**Directions**
Extract the full listing verbatim and drop any pictures from your copy.

**Information shown**
────────────────

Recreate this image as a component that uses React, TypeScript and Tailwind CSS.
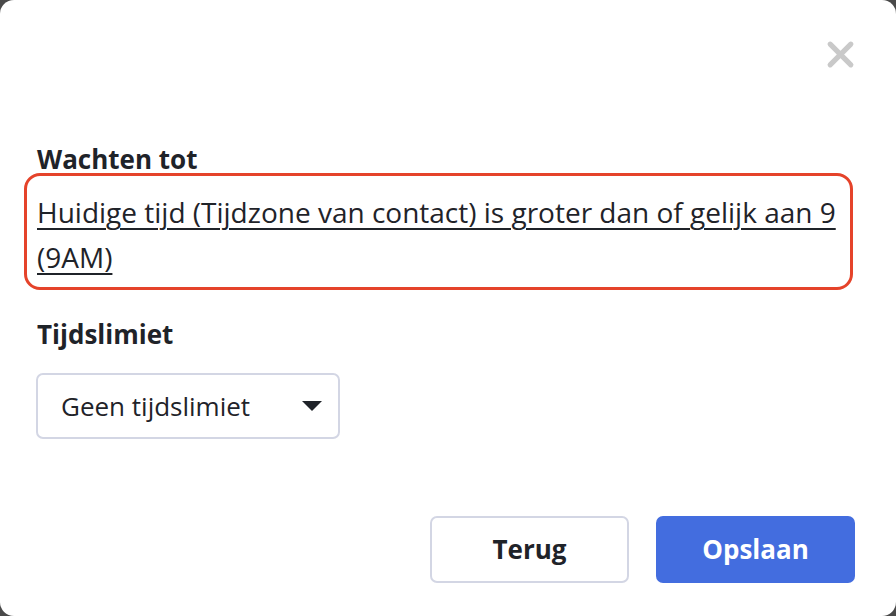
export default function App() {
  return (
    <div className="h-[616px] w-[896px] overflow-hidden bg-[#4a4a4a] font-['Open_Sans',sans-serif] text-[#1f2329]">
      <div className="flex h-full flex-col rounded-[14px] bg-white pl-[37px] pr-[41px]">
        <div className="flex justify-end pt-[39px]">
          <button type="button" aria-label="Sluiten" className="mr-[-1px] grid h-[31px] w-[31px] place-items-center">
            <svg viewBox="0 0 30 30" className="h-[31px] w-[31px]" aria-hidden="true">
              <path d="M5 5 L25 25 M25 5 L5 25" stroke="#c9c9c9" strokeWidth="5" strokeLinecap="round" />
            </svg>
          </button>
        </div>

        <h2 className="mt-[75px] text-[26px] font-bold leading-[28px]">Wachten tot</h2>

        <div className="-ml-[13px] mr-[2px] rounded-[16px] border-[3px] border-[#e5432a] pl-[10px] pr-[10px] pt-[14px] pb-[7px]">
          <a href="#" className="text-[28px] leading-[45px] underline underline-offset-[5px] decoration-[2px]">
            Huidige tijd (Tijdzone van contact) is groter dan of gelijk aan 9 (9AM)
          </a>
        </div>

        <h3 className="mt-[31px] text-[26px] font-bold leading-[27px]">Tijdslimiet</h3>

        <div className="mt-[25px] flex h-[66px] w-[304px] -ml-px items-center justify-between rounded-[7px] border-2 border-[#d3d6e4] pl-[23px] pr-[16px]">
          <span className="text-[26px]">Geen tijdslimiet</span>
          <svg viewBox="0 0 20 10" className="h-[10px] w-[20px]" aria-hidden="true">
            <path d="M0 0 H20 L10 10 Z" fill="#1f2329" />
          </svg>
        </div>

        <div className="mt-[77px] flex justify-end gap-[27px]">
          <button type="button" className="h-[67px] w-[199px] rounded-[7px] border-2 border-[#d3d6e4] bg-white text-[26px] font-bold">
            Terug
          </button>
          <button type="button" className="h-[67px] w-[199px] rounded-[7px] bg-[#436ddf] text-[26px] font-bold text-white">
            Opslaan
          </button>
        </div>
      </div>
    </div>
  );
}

────────────────

**Full response**
Recreate this image as a component that uses React, TypeScript and Tailwind CSS.
export default function App() {
  return (
    <div className="h-[616px] w-[896px] overflow-hidden bg-[#4a4a4a] font-['Open_Sans',sans-serif] text-[#1f2329]">
      <div className="flex h-full flex-col rounded-[14px] bg-white pl-[37px] pr-[41px]">
        <div className="flex justify-end pt-[39px]">
          <button type="button" aria-label="Sluiten" className="mr-[-1px] grid h-[31px] w-[31px] place-items-center">
            <svg viewBox="0 0 30 30" className="h-[31px] w-[31px]" aria-hidden="true">
              <path d="M5 5 L25 25 M25 5 L5 25" stroke="#c9c9c9" strokeWidth="5" strokeLinecap="round" />
            </svg>
          </button>
        </div>

        <h2 className="mt-[75px] text-[26px] font-bold leading-[28px]">Wachten tot</h2>

        <div className="-ml-[13px] mr-[2px] rounded-[16px] border-[3px] border-[#e5432a] pl-[10px] pr-[10px] pt-[14px] pb-[7px]">
          <a href="#" className="text-[28px] leading-[45px] underline underline-offset-[5px] decoration-[2px]">
            Huidige tijd (Tijdzone van contact) is groter dan of gelijk aan 9 (9AM)
          </a>
        </div>

        <h3 className="mt-[31px] text-[26px] font-bold leading-[27px]">Tijdslimiet</h3>

        <div className="mt-[25px] flex h-[66px] w-[304px] -ml-px items-center justify-between rounded-[7px] border-2 border-[#d3d6e4] pl-[23px] pr-[16px]">
          <span className="text-[26px]">Geen tijdslimiet</span>
          <svg viewBox="0 0 20 10" className="h-[10px] w-[20px]" aria-hidden="true">
            <path d="M0 0 H20 L10 10 Z" fill="#1f2329" />
          </svg>
        </div>

        <div className="mt-[77px] flex justify-end gap-[27px]">
          <button type="button" className="h-[67px] w-[199px] rounded-[7px] border-2 border-[#d3d6e4] bg-white text-[26px] font-bold">
            Terug
          </button>
          <button type="button" className="h-[67px] w-[199px] rounded-[7px] bg-[#436ddf] text-[26px] font-bold text-white">
            Opslaan
          </button>
        </div>
      </div>
    </div>
  );
}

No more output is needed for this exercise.